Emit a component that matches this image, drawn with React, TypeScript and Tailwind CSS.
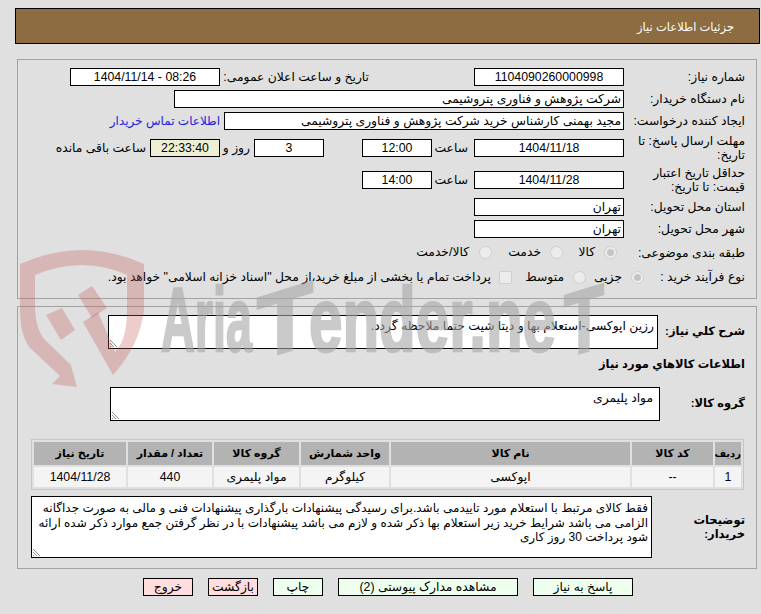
import React from "react";

const font = "font-['Liberation_Sans','DejaVu_Sans',sans-serif]";

function Box({ w, children, bg = "bg-white", align = "text-center" }: { w: string; children?: React.ReactNode; bg?: string; align?: string }) {
  return (
    <div className={`${w} ${bg} ${align} h-[18px] shrink-0 border border-black px-[2px] leading-[16px] overflow-hidden whitespace-nowrap`}>
      {children}
    </div>
  );
}

function Label({ children }: { children: React.ReactNode }) {
  return <div className="w-[121px] shrink-0 leading-[14px]">{children}</div>;
}

function Radio({ on }: { on?: boolean }) {
  return (
    <span className="flex h-[13px] w-[13px] shrink-0 items-center justify-center rounded-full border border-[#cfcfcf] bg-[#ececec]">
      {on ? <span className="h-[7px] w-[7px] rounded-full bg-[#c4c4c4]" /> : null}
    </span>
  );
}

function Area({ cls, children }: { cls: string; children?: React.ReactNode }) {
  return (
    <div className={`${cls} relative shrink-0 border border-black bg-white`}>
      {children}
      <svg className="absolute bottom-0 left-0" width="9" height="9" viewBox="0 0 9 9">
        <path d="M1 1L8 8M1 4L5 8M1 7L2 8" stroke="#777" strokeWidth="0.8" fill="none" />
      </svg>
    </div>
  );
}

const headers = [
  ["w-[26px] text-[10px]", "ردیف"],
  ["w-[81px] text-[11px]", "کد کالا"],
  ["w-[239px] text-[11px]", "نام کالا"],
  ["w-[88px] text-[11px]", "واحد شمارش"],
  ["w-[85px] text-[11px]", "گروه کالا"],
  ["w-[84px] text-[11px]", "تعداد / مقدار"],
  ["w-[92px] text-[11px]", "تاریخ نیاز"],
];
const cells = ["1", "--", "اپوکسی", "کیلوگرم", "مواد پلیمری", "440", "1404/11/28"];

const greenBtn = "h-[18px] border border-black bg-[#eeffee] text-center leading-[16px]";
const redBtn = "h-[18px] border border-black bg-[#ffdddd] text-center leading-[16px]";

export default function App() {
  return (
    <div dir="rtl" className={`${font} relative h-[614px] w-[761px] overflow-hidden bg-[#e0e0e0] pt-[8px] text-[12.3px] text-black`}>
      <div className="ml-[15px] mr-[1px] flex h-[36px] items-center border border-black bg-[#8c6c40] pr-[25px] pt-[3px] text-[11.5px] text-white">
        جزئیات اطلاعات نیاز
      </div>

      <div className="ml-[17px] mr-[4px] mt-[15px] h-[240px] border border-[#a3a3a3] pr-[11px] pt-[8px]">
        <div className="flex flex-col gap-[4px]">
          <div className="flex h-[18px] items-center">
            <Label>شماره نیاز:</Label>
            <Box w="w-[150px]">1104090260000998</Box>
            <div className="mr-[105px] w-[149px] shrink-0 whitespace-nowrap">تاریخ و ساعت اعلان عمومی:</div>
            <Box w="w-[150px]">08:26 - 1404/11/14</Box>
          </div>
          <div className="flex h-[18px] items-center">
            <Label>نام دستگاه خریدار:</Label>
            <Box w="w-[450px]" align="text-right">شرکت پژوهش و فناوری پتروشیمی</Box>
          </div>
          <div className="flex h-[18px] items-center">
            <Label>ایجاد کننده درخواست:</Label>
            <Box w="w-[400px]" align="text-right">مجید بهمنی کارشناس خرید شرکت پژوهش و فناوری پتروشیمی</Box>
            <div className="mr-[4px] whitespace-nowrap text-[12px] text-[#2222dd]">اطلاعات تماس خریدار</div>
          </div>
          <div className="flex h-[28px] items-center">
            <Label>مهلت ارسال پاسخ: تا تاریخ:</Label>
            <Box w="w-[150px]">1404/11/18</Box>
            <div className="w-[42px] shrink-0 pr-[6px]">ساعت</div>
            <Box w="w-[70px]">12:00</Box>
            <div className="w-[38px] shrink-0" />
            <Box w="w-[70px]">3</Box>
            <div className="w-[34px] shrink-0 pr-[4px]">روز و</div>
            <Box w="w-[70px]" bg="bg-[#eeeed2]">22:33:40</Box>
            <div className="mr-[4px] whitespace-nowrap">ساعت باقی مانده</div>
          </div>
          <div className="flex h-[28px] items-center">
            <Label>حداقل تاریخ اعتبار قیمت: تا تاریخ:</Label>
            <Box w="w-[150px]">1404/11/28</Box>
            <div className="w-[42px] shrink-0 pr-[6px]">ساعت</div>
            <Box w="w-[70px]">14:00</Box>
          </div>
          <div className="flex h-[18px] items-center">
            <Label>استان محل تحویل:</Label>
            <Box w="w-[150px]" align="text-right">تهران</Box>
          </div>
          <div className="flex h-[18px] items-center">
            <Label>شهر محل تحویل:</Label>
            <Box w="w-[150px]" align="text-right">تهران</Box>
          </div>
          <div className="flex h-[21px] items-center">
            <Label>طبقه بندی موضوعی:</Label>
            <div className="mr-[7px]"><Radio on /></div>
            <div className="mr-[9px] w-[32px]">کالا</div>
            <Radio />
            <div className="mr-[9px] w-[49px]">خدمت</div>
            <Radio />
            <div className="mr-[10px] whitespace-nowrap">کالا/خدمت</div>
          </div>
          <div className="flex h-[21px] items-center">
            <div className="w-[101px] shrink-0">نوع فرآیند خرید :</div>
            <Radio on />
            <div className="mr-[9px] w-[36px]">جزیی</div>
            <Radio />
            <div className="mr-[9px] w-[52px]">متوسط</div>
            <span className="h-[13px] w-[13px] shrink-0 rounded-[2px] border border-[#cfcfcf] bg-[#ececec]" />
            <div className="mr-[8px] whitespace-nowrap">پرداخت تمام یا بخشی از مبلغ خرید،از محل "اسناد خزانه اسلامی" خواهد بود.</div>
          </div>
        </div>
      </div>

      <div className="ml-[17px] mr-[4px] mt-[7px] h-[263px] border border-[#a3a3a3] pr-[11px] pt-[8px]">
        <div className="flex h-[34px] items-center">
          <div className="w-[87px] shrink-0 whitespace-nowrap text-[11.5px] font-bold">شرح کلي نیاز:</div>
          <Area cls="h-[34px] w-[550px] pr-[3px] pt-[3px] leading-[14px]">رزین اپوکسی-استعلام بها و دیتا شیت حتما ملاحظه گردد.</Area>
        </div>
        <div className="mt-[7px] text-[11.5px] font-bold leading-[16px]">اطلاعات کالاهاي مورد نیاز</div>
        <div className="mt-[15px] flex h-[34px] items-center">
          <div className="w-[85px] shrink-0 whitespace-nowrap text-[11.5px] font-bold">گروه کالا:</div>
          <Area cls="h-[34px] w-[550px] pr-[6px] pt-[3px] leading-[14px]">مواد پلیمری</Area>
        </div>
        <table className="mr-[1px] mt-[18px] w-[713px] table-fixed border-separate border-spacing-[2px] border border-[#c6c6c6] text-center">
          <thead>
            <tr>
              {headers.map(([w, t]) => (
                <th key={t} className={`${w} h-[23px] whitespace-nowrap bg-[#b3b3b3] p-0 font-bold`}>{t}</th>
              ))}
            </tr>
          </thead>
          <tbody>
            <tr>
              {cells.map((c, i) => (
                <td key={i} className="h-[20px] bg-[#f4f4f4] p-0">{c}</td>
              ))}
            </tr>
          </tbody>
        </table>
        <div className="mt-[6px] flex h-[62px] items-center">
          <div className="w-[93px] shrink-0 text-[11.5px] font-bold leading-[14px]">توضیحات خریدار:</div>
          <Area cls="h-[62px] w-[621px] pr-[3px] pl-[3px] pt-[4px] text-[12px] leading-[14.5px]">
            فقط کالای مرتبط با استعلام مورد تاییدمی باشد.برای رسیدگی پیشنهادات بارگذاری پیشنهادات فنی و مالی به صورت جداگانه الزامی می باشد شرایط خرید زیر استعلام بها ذکر شده و لازم می باشد پیشنهادات با در نظر گرفتن جمع موارد ذکر شده ارائه شود پرداخت 30 روز کاری
          </Area>
        </div>
      </div>

      <div className="mr-[128px] mt-[9px] flex gap-[15px]">
        <div className={`${greenBtn} w-[100px]`}>پاسخ به نیاز</div>
        <div className={`${greenBtn} w-[180px]`}>مشاهده مدارک پیوستی (2)</div>
        <div className={`${greenBtn} w-[50px]`}>چاپ</div>
        <div className={`${redBtn} w-[50px]`}>بازگشت</div>
        <div className={`${redBtn} w-[50px]`}>خروج</div>
      </div>

      <svg className="pointer-events-none absolute left-0 top-0" width="761" height="614" viewBox="0 0 761 614">
        <g fill="rgb(194,87,87)" fillOpacity="0.3">
          <path d="M20 264Q83 236 144 264L144 310Q140 345 113 375L83 322L98 312L115 352Q127 340 127 310L127 275Q83 255 35 275L35 310Q36 330 45 340L70 364L70 362L77 387L52 384L60 376L30 348Q20 335 20 310Z" />
          <path d="M46 315L62 308L75 330L61 340Z" />
          <path d="M78 295L92 286L107 308L92 318Z" />
        </g>
        <g opacity="0.6" fill="rgb(167,167,167)" stroke="rgb(167,167,167)" strokeWidth="2.5" fontFamily="'Liberation Sans', sans-serif" fontWeight="700" direction="ltr">
          <text x="161" y="351" fontSize="90" textLength="91" lengthAdjust="spacingAndGlyphs">Aria</text>
          <text transform="translate(285 352) skewY(-17)" x="0" y="0" textAnchor="middle" fontSize="90" textLength="56" lengthAdjust="spacingAndGlyphs">T</text>
          <text x="309" y="351" fontSize="90" textLength="247" lengthAdjust="spacingAndGlyphs">ender.ne</text>
          <text transform="translate(584 352) skewY(-17)" x="0" y="0" textAnchor="middle" fontSize="90" textLength="40" lengthAdjust="spacingAndGlyphs">T</text>
        </g>
      </svg>
    </div>
  );
}
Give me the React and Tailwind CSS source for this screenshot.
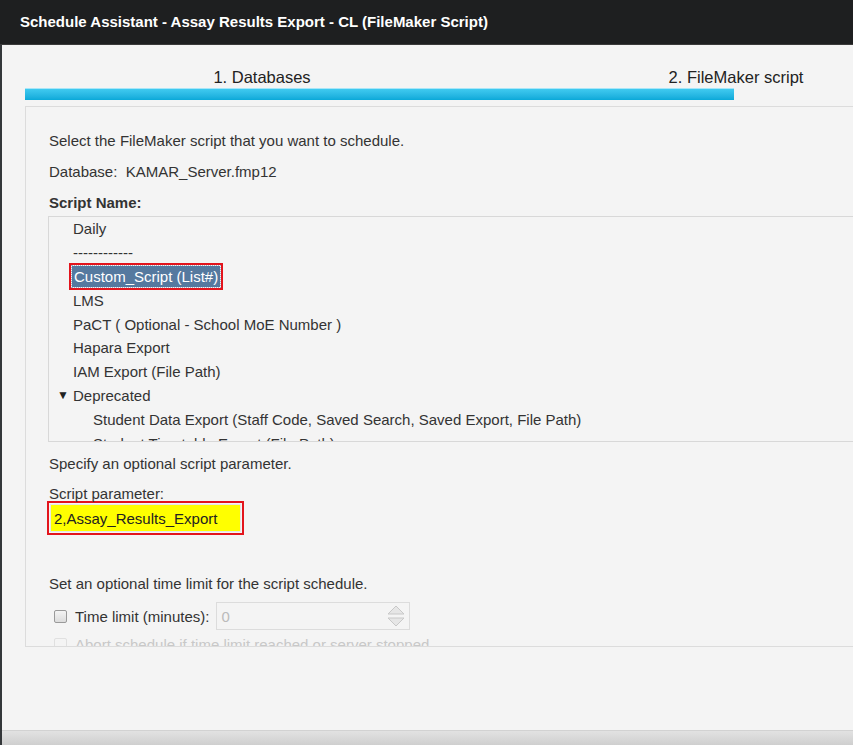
export default function App() {
  const items = [
    { label: 'Daily' },
    { label: '------------' },
    { label: 'Custom_Script (List#)', selected: true },
    { label: 'LMS' },
    { label: 'PaCT ( Optional - School MoE Number )' },
    { label: 'Hapara Export' },
    { label: 'IAM Export (File Path)' },
    { label: 'Deprecated', folder: true },
    { label: 'Student Data Export (Staff Code, Saved Search, Saved Export, File Path)', child: true },
    { label: 'Student Timetable Export (File Path)', child: true },
  ]

  return (
    <div className="w-[853px] h-[745px] overflow-hidden bg-[#f4f4f4] flex flex-col font-['Liberation_Sans',Arial,sans-serif] text-[#333]">
      {/* title bar */}
      <div className="h-[45px] shrink-0 bg-[#1e1f20] border-b border-[#3a3a3a] flex items-center pl-[20px]">
        <span className="text-white font-bold text-[15px]">Schedule Assistant - Assay Results Export - CL (FileMaker Script)</span>
      </div>

      <div className="flex-1 flex border-l-2 border-[#34373a] min-h-0">
        <div className="flex-1 flex flex-col min-h-0">
          <div className="flex-1 pl-[23px] min-h-0">
            <div className="w-[948px]">
              {/* steps */}
              <div className="grid grid-cols-2 text-center text-[16.5px] leading-[20px] mt-[22px] text-[#222]">
                <div>1. Databases</div>
                <div>2. FileMaker script</div>
              </div>
              <div className="mt-[1px] h-[12px] w-[709px] bg-gradient-to-b from-[#3fcaf0] to-[#08a9d9] border-t border-[#a7e6f8]" />

              {/* panel */}
              <div className="mt-[6px] h-[541px] border border-[#dcdcdc] overflow-hidden pl-[23px] text-[15px] leading-[17px]">
                <div className="pt-[25px]">Select the FileMaker script that you want to schedule.</div>
                <div className="mt-[14px]">Database:&nbsp; KAMAR_Server.fmp12</div>
                <div className="mt-[14px] font-bold">Script Name:</div>

                <div className="mt-[5px] -ml-[1px] h-[226px] border border-[#d8d8d8] overflow-hidden">
                  {items.map((it) => (
                    <div
                      key={it.label}
                      className={`h-[23.8px] flex items-center whitespace-nowrap ${it.child ? 'pl-[44px]' : it.folder ? 'pl-[8px]' : 'pl-[24px]'}`}
                    >
                      {it.folder && <span className="text-[12px] w-[16px] text-[#222]">▼</span>}
                      {it.selected ? (
                        <span className="border-2 border-[#e3141c] -ml-[4px] p-[1px]">
                          <span className="bg-[#55799f] text-white px-[2px] py-[2px] block leading-[17px] outline outline-1 outline-dotted outline-[#9db4cc]">{it.label}</span>
                        </span>
                      ) : (
                        <span>{it.label}</span>
                      )}
                    </div>
                  ))}
                </div>

                <div className="mt-[13px]">Specify an optional script parameter.</div>
                <div className="mt-[13px]">Script parameter:</div>
                <div className="-mt-[1px] -ml-[2px] w-[197px] h-[34px] border-2 border-[#e3141c] p-[1px]">
                  <div className="h-full bg-[#ffff00] border border-[#e6e6e6] flex items-center pl-[3px] text-[#222]">2,Assay_Results_Export</div>
                </div>

                <div className="mt-[40px]">Set an optional time limit for the script schedule.</div>
                <div className="mt-[10px] flex items-center">
                  <div className="w-[13px] h-[13px] ml-[5px] border border-[#9a9a9a] rounded-[2px] bg-gradient-to-b from-[#f4f4f4] to-[#dcdcdc]" />
                  <span className="ml-[8px]">Time limit (minutes):</span>
                  <div className="ml-[7px] w-[194px] h-[28px] border border-[#dcdcdc] flex items-center justify-between pl-[4px] pr-[3px]">
                    <span className="text-[#bbb]">0</span>
                    <svg width="20" height="26" viewBox="0 0 20 26">
                      <path d="M2 11 L10 3 L18 11 Z" fill="#e6e6e6" stroke="#c8c8c8" strokeWidth="1" />
                      <path d="M2 15 L10 23 L18 15 Z" fill="#e6e6e6" stroke="#c8c8c8" strokeWidth="1" />
                    </svg>
                  </div>
                </div>
                <div className="mt-[6px] flex items-center text-[#c8c8c8]">
                  <div className="w-[13px] h-[13px] ml-[5px] border border-[#e0e0e0] rounded-[2px]" />
                  <span className="ml-[8px]">Abort schedule if time limit reached or server stopped</span>
                </div>
              </div>
            </div>
          </div>

          {/* bottom bar */}
          <div className="h-[15px] shrink-0 border-t border-[#d2d2d2] bg-gradient-to-b from-[#e2e2e2] to-[#cfcfcf]" />
        </div>
      </div>
    </div>
  )
}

Goal –
Check each line of these records for the string "Tailwind" and state only how many lines have it.

Answer below –
2